DH found an object of interest right away.

Pictures inside are not allowed. But at least I could snap a shot of the plasterwork medallions on the back porch ceiling.

After the plantation owners usurped the monarchy and formed their own government, the Palace was turned into offices. Finally, a new capitol building was built and for the last 40 years, the Friends of the Palace have been working to restore and refurnish the magnificent residence. Oh, I wish I could have taken pictures! From the koa wood central staircase to the fluted zinc toilet bowls in the bathrooms, from the art noveau etched windows in the entrance, to the ornately decorated hinges on every door, the place was a work of art! There was a large central hall on each level, then smaller, more intimate rooms along the sides. and most fascinating to me, a series of small, windowless rooms between the smaller rooms along the sides of the building, and the big central hall. They turned out to be cloak rooms and butler's pantries and sundry other spaces to facilitate the servant's work. And during the era when the palace was used as offices, these windowless, airless rooms were no doubt relegated to secretaries, while the officials had the light and airy bedrooms, and the music room for their important official work. I imagine the ball room and the dining room were probably used for clerks behind counters dealing with the public come to pay taxes or get licnses or whatever. What a painful use of such beautiful space.

The Friends of the Palace are restoring the structure and furnishings of the house as finances allow. Carpets and curtains are replicated to match pictures taken during the monarchy. Furniture and art is being returned. Back in the day, heads of state exchanged portraits and elegant knick-knacks. The remnants of the royal china service have been retrieved. The Bohemian crystal has survived to a surprising extent. And, what truely astounded me, the crowns and scepter were not broken up for jewelry by the Doles and their kindred. Down in the basement are the royal regalia and pieces of jewelry. Princess Liliokulani, the last reigning monarch, in her youth represented Hawaiian Royalty at Queen Victoria's Jubilee celebration. Among other fascinating bits of ornament, she wore a clip of diamonds nestled in her luxuriant black locks. This clip was shaped like a butterfly, with wings that fluttered when she moved. She knocked those effete brits back on their haunches!

The palace was wired for electricity because King Kalakaua, who built it, was the first reigning monarch in the world to make a round the world tour, and while in Paris, he had a nice long chat with this visiting American inventor named Thomas Eddison. He also made sure that the palace had flush toilets and hot and cold running water. He even hooked up a telephone from his office on the second story, to the office of his chamberlin in the basement. He was a true nineteeth century man!

He had a formal coronation ceremony, and rather than hold it inside where only a limited number of people could witness it, he built a pavillion out on the grounds where everyone who wanted to watch could assemble.

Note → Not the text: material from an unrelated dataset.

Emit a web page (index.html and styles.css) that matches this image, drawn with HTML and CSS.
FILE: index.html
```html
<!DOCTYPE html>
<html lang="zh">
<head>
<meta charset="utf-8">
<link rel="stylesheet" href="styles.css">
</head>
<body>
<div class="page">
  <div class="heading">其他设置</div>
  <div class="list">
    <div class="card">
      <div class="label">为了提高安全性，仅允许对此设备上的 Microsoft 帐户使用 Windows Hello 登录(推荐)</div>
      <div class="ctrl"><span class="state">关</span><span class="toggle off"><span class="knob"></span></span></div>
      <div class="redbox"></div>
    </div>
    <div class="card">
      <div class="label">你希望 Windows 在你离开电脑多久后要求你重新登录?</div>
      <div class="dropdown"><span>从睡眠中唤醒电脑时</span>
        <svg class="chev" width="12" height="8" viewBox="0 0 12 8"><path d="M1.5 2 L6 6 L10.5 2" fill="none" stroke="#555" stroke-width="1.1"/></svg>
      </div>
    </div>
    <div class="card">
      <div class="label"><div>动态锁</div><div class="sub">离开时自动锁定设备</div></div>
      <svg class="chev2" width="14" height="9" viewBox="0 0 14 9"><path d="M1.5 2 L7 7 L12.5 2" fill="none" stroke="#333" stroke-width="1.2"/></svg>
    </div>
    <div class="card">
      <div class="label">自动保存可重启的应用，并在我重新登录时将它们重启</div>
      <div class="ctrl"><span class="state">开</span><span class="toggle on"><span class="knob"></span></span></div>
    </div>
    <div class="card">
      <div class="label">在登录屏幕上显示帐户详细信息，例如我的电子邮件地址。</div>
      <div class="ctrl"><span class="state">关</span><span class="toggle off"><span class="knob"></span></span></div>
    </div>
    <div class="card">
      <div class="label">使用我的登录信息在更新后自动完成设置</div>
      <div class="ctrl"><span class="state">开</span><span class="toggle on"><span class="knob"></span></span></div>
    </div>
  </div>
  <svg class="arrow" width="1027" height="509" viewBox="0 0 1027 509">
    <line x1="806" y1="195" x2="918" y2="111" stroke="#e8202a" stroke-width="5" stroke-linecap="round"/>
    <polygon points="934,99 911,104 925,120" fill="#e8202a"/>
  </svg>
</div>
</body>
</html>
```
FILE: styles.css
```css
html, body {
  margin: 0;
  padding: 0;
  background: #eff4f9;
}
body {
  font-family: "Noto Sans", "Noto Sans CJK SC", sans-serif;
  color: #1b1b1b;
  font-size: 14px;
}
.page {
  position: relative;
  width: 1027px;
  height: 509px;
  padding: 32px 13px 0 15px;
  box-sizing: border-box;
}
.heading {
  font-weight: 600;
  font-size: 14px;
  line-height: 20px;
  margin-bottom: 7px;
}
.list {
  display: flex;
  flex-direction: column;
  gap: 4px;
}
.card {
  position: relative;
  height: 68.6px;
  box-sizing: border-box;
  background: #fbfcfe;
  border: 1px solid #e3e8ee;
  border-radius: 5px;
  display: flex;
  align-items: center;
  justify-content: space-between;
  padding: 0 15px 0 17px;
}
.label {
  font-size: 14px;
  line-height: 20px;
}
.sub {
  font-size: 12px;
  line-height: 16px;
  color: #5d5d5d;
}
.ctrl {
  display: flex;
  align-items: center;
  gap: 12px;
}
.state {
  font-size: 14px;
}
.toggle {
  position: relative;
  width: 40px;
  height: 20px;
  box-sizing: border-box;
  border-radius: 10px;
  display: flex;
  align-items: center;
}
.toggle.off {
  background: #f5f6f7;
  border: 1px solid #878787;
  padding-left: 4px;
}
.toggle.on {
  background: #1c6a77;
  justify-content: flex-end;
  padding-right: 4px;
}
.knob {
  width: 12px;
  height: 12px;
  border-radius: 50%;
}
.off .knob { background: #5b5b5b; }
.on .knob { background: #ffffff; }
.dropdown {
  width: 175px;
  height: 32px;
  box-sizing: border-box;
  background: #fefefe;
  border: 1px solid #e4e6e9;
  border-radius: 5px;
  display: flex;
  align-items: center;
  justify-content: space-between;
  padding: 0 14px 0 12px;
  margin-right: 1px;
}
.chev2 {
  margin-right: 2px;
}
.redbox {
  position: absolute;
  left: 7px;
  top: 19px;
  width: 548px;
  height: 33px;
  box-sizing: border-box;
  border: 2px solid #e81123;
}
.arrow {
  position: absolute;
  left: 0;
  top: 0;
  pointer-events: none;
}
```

I could have spent days and days in the palace. Queen Liliokolani was imprisioned in the palace for 8 months by the businessmen who usurped the monarchy. During that time, she composed music, and worked on a crazy quilt using bits of satins and velvets, every seam embroidered with a mind-boggling variety of stitches. I could have sat with that quilt and a notebook for a week, sketching various ways to embellish a seam. What a piece of art!

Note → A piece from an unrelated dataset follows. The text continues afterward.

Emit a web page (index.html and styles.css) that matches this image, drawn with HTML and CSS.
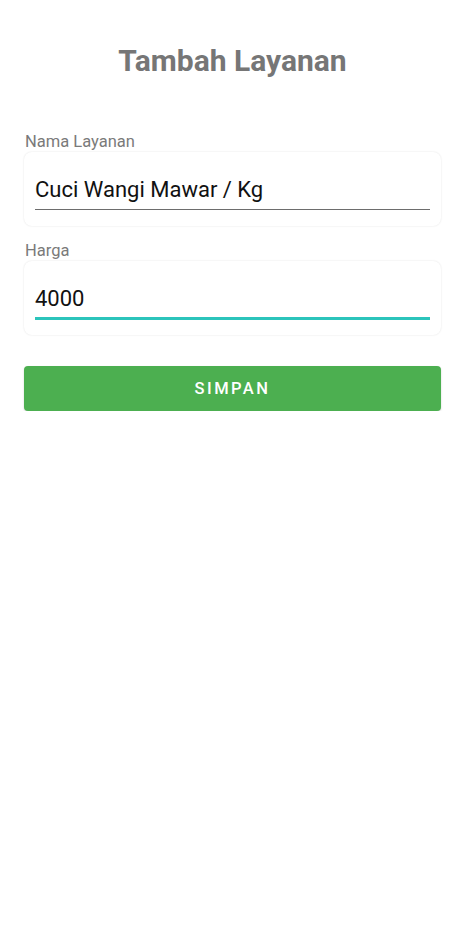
FILE: index.html
```html
<!DOCTYPE html>
<html>
<head>
<meta charset="utf-8">
<link rel="stylesheet" href="styles.css">
</head>
<body>
<main class="page">
  <h1 class="title">Tambah Layanan</h1>
  <form class="form">
    <div class="field">
      <label class="label">Nama Layanan</label>
      <div class="card">
        <div class="input">Cuci Wangi Mawar / Kg</div>
      </div>
    </div>
    <div class="field">
      <label class="label">Harga</label>
      <div class="card">
        <div class="input focused">4000</div>
      </div>
    </div>
    <button type="button" class="btn">SIMPAN</button>
  </form>
</main>
</body>
</html>
```
FILE: styles.css
```css
html, body {
  margin: 0;
  padding: 0;
  background: #ffffff;
}
body {
  font-family: Roboto, "Noto Sans", sans-serif;
}
.page {
  padding: 0 24px 0 24px;
}
.title {
  margin: 0;
  padding-top: 41px;
  height: 40px;
  line-height: 40px;
  text-align: center;
  font-size: 30px;
  font-weight: 700;
  color: #767676;
}
.form {
  padding-top: 53px;
  display: flex;
  flex-direction: column;
}
.field {
  display: flex;
  flex-direction: column;
  margin-bottom: 17px;
}
.label {
  font-size: 16.5px;
  line-height: 18px;
  color: #7a7a7a;
  padding-left: 1px;
  height: 18px;
  margin-top: -1px;
  margin-bottom: 1px;
}
.card {
  height: 74px;
  border-radius: 8px;
  background: #fff;
  box-shadow: 0 0 2px rgba(0,0,0,0.12);
  padding: 0 11px;
  box-sizing: border-box;
  display: flex;
  align-items: flex-start;
}
.input {
  flex: 1;
  margin-top: 21px;
  height: 37px;
  line-height: 34px;
  font-size: 22px;
  color: #111;
  border-bottom: 1px solid #6d6d6d;
  box-sizing: border-box;
}
.input.focused {
  border-bottom: 3px solid #2bc4bb;
  height: 38px;
}
.btn {
  margin-top: 14px;
  height: 45px;
  border: none;
  border-radius: 4px;
  background: #4caf50;
  color: #fff;
  font-family: Roboto, sans-serif;
  font-size: 16.5px;
  font-weight: 500;
  letter-spacing: 2.5px;
  box-shadow: 0 1px 2px rgba(0,0,0,0.18);
  width: 100%;
  padding: 0;
}
```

After giving up their whole weekend and driving us allllll over, DM and LB finally dropped us off and got back to all the things that working people have to do on their weekends, and we went back to the room to digest what we had seen.

And later that evening, across the street, a hula show set up on the fountain plaza in front of the Embassy Suites Hotel. It was a recital by a local hula school. Some of the kids were about 5 years old. They were precious! The older girls and boys got everyone positioned just so, with more experienced kids next to rank beginners, and the show was too adorable for words.

Here are the boy dancers. In the middle of the stage, you might notice one performer who is quite a bit smaller than the others. He knew about half the steps, he made up a bunch more, and he was just a scamp the whole time. I wish I had been close enough to see his face. I bet he grinned and grinned. Heaven knows the audience did!

This visit to Hawaii has had a different flavor and focus from previous trips. We are learning more, and spending less. No scuba tours, no luaus with polished professional entertainers, less touristy, resorty stuff, and more local history and appreciation. There's something to be said for both approaches.


  • At 12:15 PM , Blogger Lucia said...

    I too wish you could have taken pix. I guess I'll just have to plan a visit.

    Those Hawaiian rulers seem to have been forward-thinking types. Did you know that as a proof of concept Edison's first project was to provide electrical power to a local Indian reservation? It's a wonderful story.

  • At 1:00 PM , Blogger Rose Lefebvre said...

    I am surprised that they quit allowing photography inside altogether. It used to just be no FLASH photography. You could take pictures with the flash off.
    I know in the Louvre you cannot use flash, but can do without it. I found that in areas with low light I put the setting on night setting and took pics without flash.

  • At 4:32 PM , Blogger Heide said...

    It would have been wonderful to have pictures of the quilt, but of all the items in the palace that was probably the most fragile when exposed to camera flashes.

    It's been many a year since eating SPAM... although a similar product made it into my MREs a few times.

    The non-touristy approach to traveling sounds much more relaxed and harmonious with what a vacation is supposed to be like. You picked a great time to go. Today the high temperature was 30. Farenheit. As in below freezing. As in wear a padded bra or risk poking someone's eye out kind of cold.

  • At 10:41 PM , Blogger Amy Lane said...

    And whether it's touristy or historical, you always put such a great spin on it! (Can I be captured by businessmen so that I might languish away and craft? No? Damn.)

  • At 4:55 AM , Blogger Donna Lee said...

    Heide's right. You picked a good time to go-our first bit of cold this year.

    I loved biographies when I was a kid and Liliokalani was one of the ones I read over and over. I loved her name!

    I think you're taking the best kind of vacation of all-restful.